Search code examples
imagerustframeh.264mpeg

Extract raw I frame image data from MPEG-2 Transport Stream (H.264 - Annex B) byte stream


Context

I'm attempting to extract raw image data for each I-frame from an MPEG-2 Transport Stream with a H.264 annex B codec. This video contains I-frames on every 2 second interval. I've read that an I-frame can be found in after an NALu start code with a type of 5 (e.g. Coded slice of an IDR picture). The byte payload of these NALu's contains all the necessary data to construct a full frame. Albeit to, my understanding, in a H.264 encoded format.

I would like to build a solution to extract these I-frame from an incoming byte stream, by finding NALu's that contain I-frames, saving the payload and decoding the payload into some ubiquitous raw image format to access pixel data etc.

Note: I would like to avoid using filesystem dependency binaries like ffmpeg if possible and more importantly if feasible!

PoC

So far I have build an PoC in rust to find the byte offset, and byte size of I-frames:

use std::fs::File;
use std::io::{prelude::*, BufReader};
extern crate image;

fn main() {
    let file = File::open("vodpart-0.ts").unwrap();
    let reader = BufReader::new(file);

    let mut idr_payload = Vec::<u8>::new();
    let mut total_idr_frame_count = 0;
    let mut is_idr_payload = false;
    let mut is_nalu_type_code = false;
    let mut start_code_vec = Vec::<u8>::new();

    for (pos, byte_result) in reader.bytes().enumerate() {
        let byte = byte_result.unwrap();
        if is_nalu_type_code {
            is_idr_payload = false;
            is_nalu_type_code = false;
            start_code_vec.clear();
            if byte == 101 {
                is_idr_payload = true;
                total_idr_frame_count += 1;
                println!("Found IDR picture at byte offset {}", pos);
            }
            continue;
        }
        if is_idr_payload {
            idr_payload.push(byte);
        }
        if byte == 0 {
            start_code_vec.push(byte);
            continue;
        }
        if byte == 1 && start_code_vec.len() >= 2 {
            if is_idr_payload {
                let payload = idr_payload.len() - start_code_vec.len() + 1;
                println!("Previous NALu payload is {} bytes long\n", payload);
                save_image(&idr_payload.as_slice(), total_idr_frame_count);
                idr_payload.clear();
            }
            is_nalu_type_code = true;
            continue;
        }
        start_code_vec.clear();
    }

    println!();
    println!("total i frame count: {}", total_idr_frame_count);

    println!();
    println!("done!");
}

fn save_image(buffer: &[u8], index: u16) {
    let image_name = format!("image-{}.jpg", index);
    image::save_buffer(image_name, buffer, 858, 480, image::ColorType::Rgb8).unwrap()
}

The result of which looks like:

Found IDR picture at byte offset 870
Previous NALu payload is 202929 bytes long

Found IDR picture at byte offset 1699826
Previous NALu payload is 185069 bytes long

Found IDR picture at byte offset 3268686
Previous NALu payload is 145218 bytes long

Found IDR picture at byte offset 4898270
Previous NALu payload is 106114 bytes long

Found IDR picture at byte offset 6482358
Previous NALu payload is 185638 bytes long


total i frame count: 5

done!

This is correct, based on my research using H.264 bit stream viewers etc. there are definitely 5 I-frames at those byte offsets!

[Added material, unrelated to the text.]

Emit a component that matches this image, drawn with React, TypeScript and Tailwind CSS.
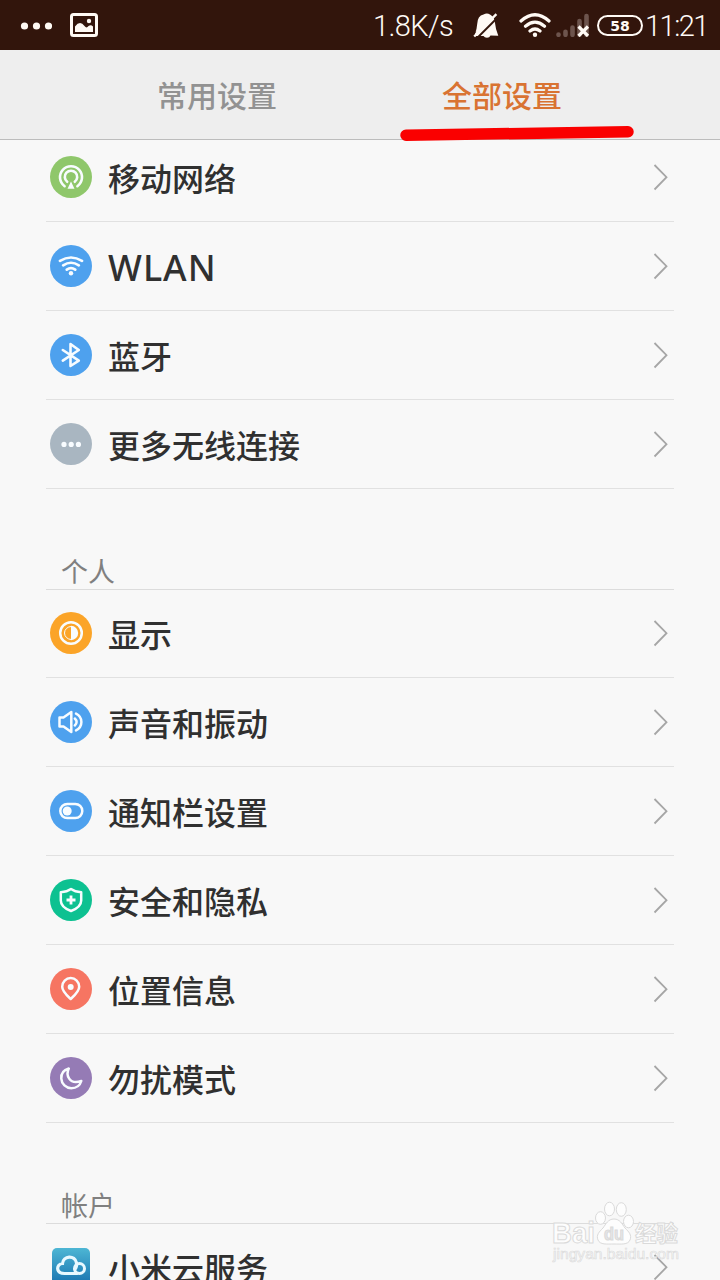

The issue is that I don't understand how to convert from the H.264 bytestream payload to the raw image RBG data format. The resulting images once converted to jpg are just a fuzzy mess that takes up roughly 10% of the image area.

For example:

Ouput jpg image

Questions

  1. Is there a decoding step that needs to be performed?
  2. Am I approaching this correctly and is this feasible to attempt myself, or should I be relying on another lib?

Any help would be greatly appreciated!


Solution

  • “ Is there a decoding step that needs to be performed?”

    Yes. And writing a decoder from scratch is EXTREMELY complicated. The document that describes it (ISO 14496-10) is over 750 pages long. You should use a library. Libavcodec from the ffmpeg is really your only option. (Unless you only need baseline profile, in which you can use the open source decoder from android)

    You can compile a custom version of libavcodec to exclude things you don’t need.